On 12/7/23 5:13 PM, Dan Williams wrote:
> Ben Cheatham wrote:
>> Add creation of debugfs directories for ports and dports under
>> /sys/kernel/debug/cxl when EINJ support is enabled. The dport
>> directories will contain files for injecting CXL protocol errors.
>> These files are only usable once the EINJ module has loaded and
>> registered callback functions with the CXL core module, before that
>> occurs (or if the EINJ module isn't loaded) the files will do nothing
>> and return an ENODEV error.
>>
>> Reviewed-by: Jonathan Cameron <Jonathan.Cameron@huawei.com>
>> Signed-off-by: Ben Cheatham <Benjamin.Cheatham@amd.com>
>> ---
>> Documentation/ABI/testing/debugfs-cxl | 27 +++++++++
>> drivers/cxl/core/port.c | 84 +++++++++++++++++++++++++++
>> drivers/cxl/cxl.h | 10 ++++
>> 3 files changed, 121 insertions(+)
>>
>> diff --git a/Documentation/ABI/testing/debugfs-cxl b/Documentation/ABI/testing/debugfs-cxl
>> index fe61d372e3fa..782a1bb78884 100644
>> --- a/Documentation/ABI/testing/debugfs-cxl
>> +++ b/Documentation/ABI/testing/debugfs-cxl
>> @@ -33,3 +33,30 @@ Description:
>> device cannot clear poison from the address, -ENXIO is returned.
>> The clear_poison attribute is only visible for devices
>> supporting the capability.
>> +
>> +What: /sys/kernel/debug/cxl/portX/dportY/einj_types
>
> Given this file is identical contents for all dports it only needs to
> exist in one common location
>
> /sys/kernel/debug/cxl/einj_types
>
Good point, I'll make that change.
>
>> +Date: November, 2023
>> +KernelVersion: v6.8
>> +Contact: linux-cxl@vger.kernel.org
>> +Description:
>> + (RO) Prints the CXL protocol error types made available by
>> + the platform in the format "0x<error number> <error type>".
>> + The <error number> can be written to einj_inject to inject
>> + <error type> into dportY. This file is only visible if
>> + CONFIG_ACPI_APEI_EINJ is enabled, and the EINJ module must
>> + be able to reach one (or both) of the CXL_ACPI or CXL_PORT
>> + modules to be functional.
>
> This can be simplified.
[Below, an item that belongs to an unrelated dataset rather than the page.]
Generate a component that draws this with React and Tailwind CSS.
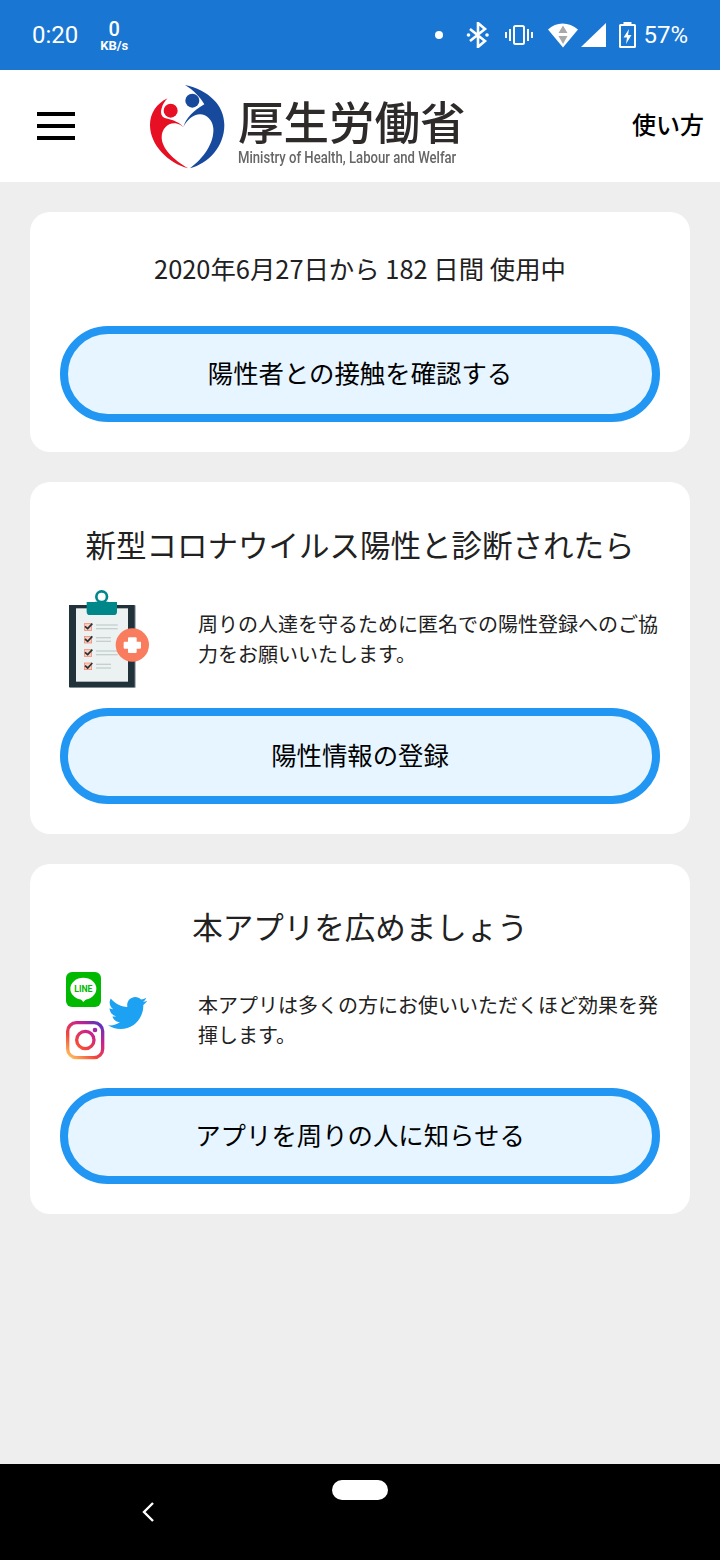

Have something like:
>
> config CXL_EINJ
> default CXL_BUS
> depends on ACPI_APEI_EINJ && ACPI_APEI_EINJ=CXL_BUS
> ...
>
> Then the documentation moves to Kconfig for how to enable this and the
> CXL code can directly call into the EINJ module without worry.
>
> It would of course need stubs like these in a shared header:
>
> #ifdef CONFIG_CXL_EINJ
> int cxl_einj_available_error_type(struct seq_file *m, void *v);
> int cxl_einj_inject_error(struct cxl_dport *dport, u64 type);
> #else
> static inline int cxl_einj_available_error_type(struct seq_file *m, void *v)
> {
> return -ENXIO;
> }
>
> int cxl_einj_inject_error(struct cxl_dport *dport, u64 type)
> {
> return -ENXIO;
> }
> #endif
>
I had to go back and take a look, but I had a shared header in v5 (link: https://lore.kernel.org/linux-cxl/20230926120418.0000575d@Huawei.com/).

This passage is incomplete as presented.